"Eilis Lacey, sentada junto à janela da sala no primeiro andar, na casa da rua Friary, avistou sua irmã andando ligeiro, de volta para o trabalho. Observou Rose atravessar a rua e passar do sol para a sombra, levando na mão a bolsa de couro nova que havia comprado na loja Clerys, em Dublin, numa liquidação. Rose tinha um cardigã creme sobre os ombros. Os tacos de golfe dela estavam na entrada; em poucos minutos, Eilis sabia, alguém viria buscar sua irmã e ela só voltaria depois que o dia de verão tivesse escurecido."
O primeiro parágrafo de Brooklyn, do escritor e crítico literário irlandês Colm Tóibín, poderia muito bem ter sido escrito por Henry James (1843 1916) em algum de seus livros. A narrativa, especialmente descritiva e delicada, a leveza nos tons e a temática urbana, traços típicos do autor nova-iorquino, acompanham o romance de Tóibín do começo ao fim.
A verdade é que Tóibín tem uma certa fixação por James. Além de se inspirar livremente em seu estilo, é autor do livro sugestivamente intitulado O Mestre, um relato ficcional sobre a vida do escritor estadunidense. O romance demandou uma pesquisa documental profunda em biografias e cartas trocadas entre James, seus amigos e seu irmão William, além, é claro, de leituras minuciosas de suas principais obras.
Entretanto, Colm Tóibín não é um Henry James cover. O escritor está interessado principalmente em se apropriar do universo de James e imprimí-lo em sua própria temática, uma inspiração que ocorre naturalmente com qualquer artista que já teve algum ídolo. Tóibín usa as cores do autor de Os Embaixadores para voltar a uma temática frequente em sua obra: a vida dos irlandeses fora da Irlanda.
A história gira em torno de Eilis, uma garota que mora com a mãe e a irmã Rose na vila de Enniscorthy, do condado de Wexford, terra-natal do autor. A partir de um contato com um padre amigo de Rose, Eilis arranja um emprego no Brooklyn, bairro que vivia seu auge populacional no início da década de 50, época da trama. Não tanto um choque cultural ou uma aventura emocionante, a experiência de Eilis em terras estrangeiras é, antes de tudo, uma rotina melancólica em que ela é empurrada para os acontecimentos de sua vida pela força de outras ações.

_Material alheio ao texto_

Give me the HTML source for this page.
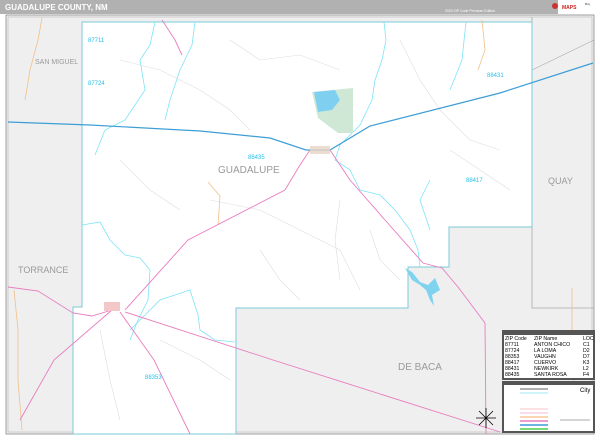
<!DOCTYPE html>
<html><head><style>
body{margin:0;width:600px;height:436px;overflow:hidden;background:#fff;font-family:"Liberation Sans",sans-serif}
</style></head><body>
<svg width="600" height="436" viewBox="0 0 600 436" xmlns="http://www.w3.org/2000/svg" font-family="Liberation Sans, sans-serif">
<rect width="600" height="436" fill="#fff"/>
<rect x="0" y="0" width="600" height="14" fill="#b1b1b1"/>
<text x="5" y="10" font-size="8" font-weight="bold" fill="#fff">GUADALUPE COUNTY, NM</text>
<text x="495" y="12" font-size="3.5" fill="#fff" text-anchor="end">2020 ZIP Code Premium Edition</text>
<rect x="558" y="0" width="42" height="14" fill="#fff"/>
<circle cx="555" cy="6" r="3" fill="#c33"/>
<text x="562" y="9" font-size="5" fill="#c22" font-weight="bold">MAPS</text>
<text x="585" y="5" font-size="3" fill="#333">Buy</text>
<rect x="6" y="15" width="588" height="419" fill="#f0f0f0" stroke="#888" stroke-width="0.8"/>
<rect x="8" y="17" width="584" height="415" fill="#efefef" stroke="#aaa" stroke-width="0.5"/>
<polyline points="532,17 532,308 594,308" fill="none" stroke="#aaa" stroke-width="0.8"/>
<line x1="532" y1="70" x2="594" y2="40" stroke="#999" stroke-width="0.5"/>
<polygon points="82,22 532,22 532,227 449,227 449,267 408,267 408,308 236,308 236,434 73,434 73,307 82,307" fill="#fff" stroke="#7ccbd8" stroke-width="1"/>
<!-- faint roads -->
<g fill="none" stroke="#ddd" stroke-width="0.6">
<polyline points="120,60 160,70 200,90 230,110 250,130"/>
<polyline points="230,40 260,60 300,55 340,70"/>
<polyline points="400,40 420,80 440,110 470,140 500,150"/>
<polyline points="210,200 260,210 300,230 340,250 360,290"/>
<polyline points="340,200 335,240 340,280"/>
<polyline points="120,160 150,190 180,210"/>
<polyline points="260,250 280,280 300,300"/>
<polyline points="370,230 380,260 400,280"/>
<polyline points="100,330 110,380 120,420"/>
<polyline points="160,340 200,360 230,380"/>
<polyline points="450,150 480,170 510,190"/>
</g>
<g fill="none" stroke="#f0c08a" stroke-width="0.8">
<polyline points="42,18 38,40 30,70 25,100"/>
<polyline points="14,290 18,330 18,380 22,430"/>
<polyline points="208,182 220,196 218,225"/>
<polyline points="482,20 485,50 478,70"/>
<polyline points="572,288 572,330 575,420"/>
</g>
<g fill="none" stroke="#7fe3f7" stroke-width="0.8">
<polyline points="155,22 150,45 140,60 145,90 125,120 105,130 95,155"/>
<polyline points="195,22 192,45 180,70 170,100 165,120"/>
<polyline points="384,22 386,40 382,60 375,80 372,100 360,125 340,145 335,160 350,170 360,190 380,195 395,210 410,230 418,250 420,267"/>
<polyline points="466,22 462,60 450,90"/>
<polyline points="82,225 100,222 110,240 125,255 140,258 150,270 148,300 138,320 130,340"/>
<polyline points="130,330 160,300 190,290 198,315 200,330 215,340 235,342"/>
<polyline points="430,180 420,200 425,215 430,230"/>
</g>
<path d="M405,268 L412,280 420,285 426,290 430,300 434,306 432,295 440,290 435,278 428,285 420,282 412,272Z" fill="#7fd3ef"/>
<polygon points="312,92 353,88 353,133 338,133 318,118" fill="#cfe8d6"/>
<path d="M314,92 L335,90 340,100 332,110 318,112Z" fill="#7fd0f0"/>
<polyline points="8,122 90,125 200,131 270,138 306,150 330,150 370,126 500,93 593,63" fill="none" stroke="#3d9ed6" stroke-width="1.2"/>
<g fill="none" stroke="#e87cc0" stroke-width="0.9">
<polyline points="162,20 175,40 182,55"/>
<polyline points="310,150 300,165 285,190 188,240 125,310"/>
<polyline points="330,150 350,180 385,220 423,263 442,268 458,287 485,323 486,434"/>
<polyline points="8,287 38,291 73,313 92,316 112,310"/>
<polyline points="125,312 273,360 500,432"/>
<polyline points="112,310 54,360 20,420"/>
<polyline points="120,312 154,360 190,434"/>
</g>
<rect x="104" y="302" width="16" height="9" fill="#f4c8c8"/>
<rect x="310" y="146" width="20" height="8" fill="#e8d4c4" opacity="0.8"/>
<g fill="#9a9a9a">
<text x="35" y="64" font-size="7">SAN MIGUEL</text>
<text x="218" y="173" font-size="10">GUADALUPE</text>
<text x="18" y="273" font-size="9">TORRANCE</text>
<text x="548" y="184" font-size="9">QUAY</text>
<text x="398" y="370" font-size="10">DE BACA</text>
</g>
<g fill="#29c0ea" font-size="6">
<text x="88" y="42">87711</text>
<text x="88" y="85">87724</text>
<text x="248" y="159">88435</text>
<text x="466" y="182">88417</text>
<text x="487" y="77">88431</text>
<text x="145" y="379">88353</text>
</g>
<g stroke="#000" stroke-width="0.8"><line x1="486" y1="408" x2="486" y2="428"/><line x1="476" y1="418" x2="496" y2="418"/><line x1="479" y1="411" x2="493" y2="425"/><line x1="493" y1="411" x2="479" y2="425"/></g>
<rect x="502" y="330" width="93" height="50" fill="#555"/>
<rect x="504" y="335" width="89" height="43" fill="#fff"/>
<g font-size="5.2" fill="#000">
<text x="505" y="340">ZIP Code</text><text x="534" y="340">ZIP Name</text><text x="583" y="340">LOC</text>
<text x="505" y="346">87711</text><text x="534" y="346">ANTON CHICO</text><text x="583" y="346">C1</text>
<text x="505" y="352">87724</text><text x="534" y="352">LA LOMA</text><text x="583" y="352">D2</text>
<text x="505" y="358">88353</text><text x="534" y="358">VAUGHN</text><text x="583" y="358">D7</text>
<text x="505" y="364">88417</text><text x="534" y="364">CUERVO</text><text x="583" y="364">K3</text>
<text x="505" y="370">88431</text><text x="534" y="370">NEWKIRK</text><text x="583" y="370">L2</text>
<text x="505" y="376">88435</text><text x="534" y="376">SANTA ROSA</text><text x="583" y="376">F4</text>
</g>
<rect x="502" y="381" width="93" height="52" fill="#555"/>
<rect x="504" y="385" width="89" height="46" fill="#fff"/>
<g stroke-width="1.5">
<line x1="520" y1="389" x2="548" y2="389" stroke="#999"/>
<line x1="520" y1="393" x2="548" y2="393" stroke="#bdf0f8"/>
<line x1="520" y1="409" x2="548" y2="409" stroke="#fbd8dc"/>
<line x1="520" y1="413" x2="548" y2="413" stroke="#f8d0e8"/>
<line x1="520" y1="417" x2="548" y2="417" stroke="#f6c89a"/>
<line x1="520" y1="421" x2="548" y2="421" stroke="#e87cc0"/>
<line x1="520" y1="425" x2="548" y2="425" stroke="#3d9ed6"/>
<line x1="520" y1="429" x2="548" y2="429" stroke="#4ccf4c"/>
</g>
<text x="580" y="392" font-size="6" fill="#000">City</text>
<line x1="560" y1="420" x2="590" y2="420" stroke="#555" stroke-width="0.5"/>
</svg>
</body></html>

Sua ingenuidade e altruísmo, dignos de um bom selvagem moderno, acabam por criar uma bola de neve de pequenos problemas morais, quando, por exemplo, a jovem precisa voltar ao país de origem e ficar longe de Tony, um italiano por quem se apaixona. Os dramas são tão sutis que, caso fosse narrado de outra forma, não se perceberia a tristeza da vida da protagonista de maneira tão intensa. Tóibín não qualifica nada por sua própria voz na história: deixa que tudo seja expresso de acordo com pensamentos e hesitações de Eilis. O que não obstrui o caminho para as conclusões do próprio leitor a percepção do ambiente sufocante e passivo-agressivo em que a jovem irlandesa vive é fruto das descrições que trabalham a própria parcialidade apenas na escolha do que será descrito. O olhar é direcionado; as ideias, não.
Apenas o começo da trama parece um tanto monótono, mas basta perceber que Brooklyn não é um recorte de momentos, mas um fluxo contínuo de acontecimentos que servem ao único propósito de construir seu final. Tóibín não promete um nível constante de emoções, apenas uma história singela e delicada que pode comover, se o leitor estiver disposto a conhecer a saga de uma inocente garota irlandesa. GGGG
Serviço
Brooklyn, de Colm Tóibin. Companhia das Letras, 302 págs., R$ 49,50.